Military strategy, leadership, and luck have all influenced the outcome of war. Sometimes Mother Nature has played her hand as well. Historically, the weather has had a surprising influence on the actions of armies, and the victor of battles. Harsh winters can decimate unprepared armies, and storms can start (or end wars).
Some of the most historical victories, like the defeat of the Spanish Armada, may be as much about the weather as they are about military strategy.
Destruction of the Spanish Armada
In 1588, England narrowly escaped an attack by Spain’s navy, commonly remembered as the Spanish Armada. While England had a remarkable navy, Spain had also prepared a substantial invading force. England’s navy was also suffering from lack of adequate funds. The ships didn’t have enough gunpowder or ammunition on board to fight the Spanish as needed.

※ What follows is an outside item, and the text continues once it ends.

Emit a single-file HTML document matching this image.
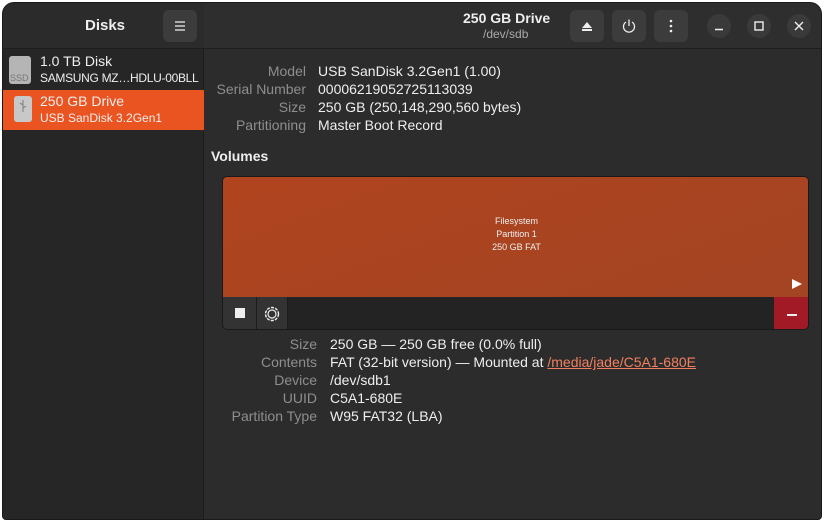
<!DOCTYPE html>
<html><head><style>
*{margin:0;padding:0;box-sizing:border-box}
body{width:825px;height:523px;background:#fff;font-family:"Liberation Sans",sans-serif;overflow:hidden;position:relative}
.win{position:absolute;left:2px;top:2px;width:820px;height:518px;border-radius:12px 12px 4px 4px;background:#2c2c2c;overflow:hidden;border:1px solid #1a1a1a}
.hdr{position:absolute;left:0;top:0;width:820px;height:46px;background:#2e2e2e;border-bottom:1px solid #1e1e1e}
.side{position:absolute;left:0;top:0;width:201px;height:518px;background:#262626;border-right:1px solid #1c1c1c}
.sidehdr{position:absolute;left:0;top:0;width:201px;height:46px;background:#2b2b2b;border-bottom:1px solid #1e1e1e}
.btn{position:absolute;width:34px;height:32px;border-radius:6px;background:#3c3c3c;color:#eee;display:flex;align-items:center;justify-content:center}
.circ{position:absolute;width:24px;height:24px;border-radius:50%;background:#3a3a3a;color:#eee;display:flex;align-items:center;justify-content:center}
.t{position:absolute;font-size:14px;color:#eee;white-space:nowrap}
.lbl{position:absolute;font-size:14px;color:#8e8e8e;text-align:right;white-space:nowrap}
</style></head><body>
<div class="win">
<div class="hdr"></div>
<div class="side"></div>
<div class="sidehdr"></div>
<div class="t" style="left:82px;top:14px;font-weight:bold;font-size:15px">Disks</div>
<div class="btn" style="left:160px;top:7px"><svg width="14" height="12"><path d="M2 2h10M2 6h10M2 10h10" stroke="#eee" stroke-width="1.3"/></svg></div>
<div class="t" style="left:460px;top:7px;font-weight:bold">250 GB Drive</div>
<div class="t" style="left:480px;top:24px;font-size:12px;color:#aaa">/dev/sdb</div>
<div class="btn" style="left:567px;top:7px"><svg width="14" height="14"><path d="M7 3L12 9H2Z" fill="#eee"/><rect x="2" y="10" width="10" height="2" fill="#eee"/></svg></div>
<div class="btn" style="left:609px;top:7px"><svg width="16" height="16"><path d="M5 4A5.5 5.5 0 1 0 11 4" stroke="#eee" stroke-width="1.3" fill="none"/><path d="M8 1.5V8" stroke="#eee" stroke-width="1.3"/></svg></div>
<div class="btn" style="left:651px;top:7px"><svg width="4" height="14"><circle cx="2" cy="2" r="1.3" fill="#eee"/><circle cx="2" cy="7" r="1.3" fill="#eee"/><circle cx="2" cy="12" r="1.3" fill="#eee"/></svg></div>
<div class="circ" style="left:704px;top:11px"><svg width="10" height="10"><path d="M1 8.5h8" stroke="#eee" stroke-width="1.4"/></svg></div>
<div class="circ" style="left:744px;top:11px"><svg width="10" height="10"><rect x="1" y="1" width="8" height="8" stroke="#eee" stroke-width="1.4" fill="none"/></svg></div>
<div class="circ" style="left:784px;top:11px"><svg width="10" height="10"><path d="M1 1L9 9M9 1L1 9" stroke="#eee" stroke-width="1.4"/></svg></div>

<div style="position:absolute;left:6px;top:53px;width:22px;height:28px;border-radius:3px;background:#b5b5b5"><span style="position:absolute;left:1px;bottom:1px;font-size:9px;color:#777">SSD</span></div>
<div class="t" style="left:37px;top:50px">1.0 TB Disk</div>
<div class="t" style="left:37px;top:68px;font-size:12px;letter-spacing:-0.3px">SAMSUNG MZ…HDLU-00BLL</div>
<div style="position:absolute;left:0;top:87px;width:201px;height:40px;background:#e95420"></div>
<div style="position:absolute;left:11px;top:93px;width:18px;height:26px;border-radius:3px;background:#c8c8c8"><svg width="18" height="20"><path d="M9 4V16M9 9L6 7M9 12L12 10" stroke="#888" stroke-width="1.2" fill="none"/></svg></div>
<div class="t" style="left:37px;top:90px">250 GB Drive</div>
<div class="t" style="left:37px;top:108px;font-size:12px">USB SanDisk 3.2Gen1</div>

<div class="lbl" style="right:515px;top:60px">Model</div>
<div class="lbl" style="right:515px;top:78px">Serial Number</div>
<div class="lbl" style="right:515px;top:96px">Size</div>
<div class="lbl" style="right:515px;top:114px">Partitioning</div>
<div class="t" style="left:315px;top:60px">USB SanDisk 3.2Gen1 (1.00)</div>
<div class="t" style="left:315px;top:78px">00006219052725113039</div>
<div class="t" style="left:315px;top:96px">250 GB (250,148,290,560 bytes)</div>
<div class="t" style="left:315px;top:114px">Master Boot Record</div>
<div class="t" style="left:208px;top:145px;font-weight:bold">Volumes</div>

<div style="position:absolute;left:219px;top:173px;width:587px;height:154px;border-radius:5px;background:#232323;overflow:hidden;border:1px solid #1a1a1a">
<div style="position:absolute;left:0;top:0;width:587px;height:120px;background:linear-gradient(160deg,#b0441f,#a34422)"></div>
<div style="position:absolute;left:0;top:38px;width:587px;text-align:center;font-size:9px;color:#eee;line-height:13px">Filesystem<br>Partition 1<br>250 GB FAT</div>
<svg style="position:absolute;left:568px;top:101px" width="12" height="12"><path d="M1 1L11 6L1 11Z" fill="#fff"/></svg>
<div style="position:absolute;left:0;top:120px;width:34px;height:34px;background:#333;border-right:1px solid #1c1c1c"><div style="position:absolute;left:12px;top:11px;width:10px;height:10px;background:#eee"></div></div>
<div style="position:absolute;left:34px;top:120px;width:31px;height:34px;background:#333;border-right:1px solid #1c1c1c"><svg style="position:absolute;left:6px;top:8px" width="18" height="18"><circle cx="9" cy="9" r="6.5" stroke="#eee" stroke-width="1.4" fill="none" stroke-dasharray="3 1.2"/><circle cx="9" cy="9" r="4" stroke="#eee" stroke-width="1.2" fill="none"/></svg></div>
<div style="position:absolute;left:551px;top:120px;width:36px;height:34px;background:#a11a26"><div style="position:absolute;left:13px;top:17px;width:10px;height:1.5px;background:#eee"></div></div>
</div>

<div class="lbl" style="right:504px;top:333px">Size</div>
<div class="lbl" style="right:504px;top:351px">Contents</div>
<div class="lbl" style="right:504px;top:369px">Device</div>
<div class="lbl" style="right:504px;top:387px">UUID</div>
<div class="lbl" style="right:504px;top:405px">Partition Type</div>
<div class="t" style="left:327px;top:333px">250 GB — 250 GB free (0.0% full)</div>
<div class="t" style="left:327px;top:351px">FAT (32-bit version) — Mounted at <span style="color:#f08060;text-decoration:underline">/media/jade/C5A1-680E</span></div>
<div class="t" style="left:327px;top:369px">/dev/sdb1</div>
<div class="t" style="left:327px;top:387px">C5A1-680E</div>
<div class="t" style="left:327px;top:405px">W95 FAT32 (LBA)</div>
</div>
</body></html>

The Duke of Parma’s forces numbered around 27,000 in total on some 129 ships. Spain’s ships were slow and heavy, but their soldiers were skilled and believed that boarding plans would be effective. They had planned to land on the Kent coast, around Margate. These trained sailors and soldiers would have quickly reached London, and could have rapidly gained control of the city, and the government.

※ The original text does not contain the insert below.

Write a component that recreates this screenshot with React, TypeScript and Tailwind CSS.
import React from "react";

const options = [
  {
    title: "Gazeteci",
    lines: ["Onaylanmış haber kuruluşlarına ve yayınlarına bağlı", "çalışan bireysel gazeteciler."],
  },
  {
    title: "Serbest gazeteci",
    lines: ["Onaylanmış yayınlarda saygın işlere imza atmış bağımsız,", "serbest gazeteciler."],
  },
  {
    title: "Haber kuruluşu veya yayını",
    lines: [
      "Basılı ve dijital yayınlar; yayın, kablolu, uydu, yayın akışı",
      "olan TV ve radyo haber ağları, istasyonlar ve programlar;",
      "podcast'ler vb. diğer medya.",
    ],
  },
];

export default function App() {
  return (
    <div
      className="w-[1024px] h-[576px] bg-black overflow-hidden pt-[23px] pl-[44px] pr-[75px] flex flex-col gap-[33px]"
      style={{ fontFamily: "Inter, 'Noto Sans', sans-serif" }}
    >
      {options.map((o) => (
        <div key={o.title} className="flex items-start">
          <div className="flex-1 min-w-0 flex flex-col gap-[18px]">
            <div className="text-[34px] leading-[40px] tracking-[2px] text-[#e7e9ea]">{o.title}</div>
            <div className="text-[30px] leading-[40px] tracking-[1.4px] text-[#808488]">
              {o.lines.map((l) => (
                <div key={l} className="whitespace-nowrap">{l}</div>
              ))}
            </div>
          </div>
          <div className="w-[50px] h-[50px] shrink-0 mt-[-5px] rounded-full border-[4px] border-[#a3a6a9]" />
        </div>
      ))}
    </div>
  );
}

The invasion fleet had been prepared a year before the Spanish Armada, but a successful supply raid at the port of Cadiz by Sir Francis Drake slowed the invasion. When the Spanish sailed from Lisbon, they planned to gain control of the English Channel, then invade England.
During the nine days that the two navies met, only six Spanish ships were destroyed. Things were not, at that point, going well for England. It could have, in the late summer of 1588, been a world-changing invasion, if England had been seized by Catholic Spain.
On July 29, 1588, the fighting had intensified significantly, with eight burning ships sent into the harbor of Calais. While the fighting was intense; the efforts of the English navy were not solely responsible for the win.
The Spanish attempted to retreat, but were faced with a foe more frightening than the English; strong Atlantic storms. They were thrown off course, and between 50 and 64 Spanish ships were lost to the storms. Around 13,500 Spanish soldiers did not return home, some washing ashore in Ireland.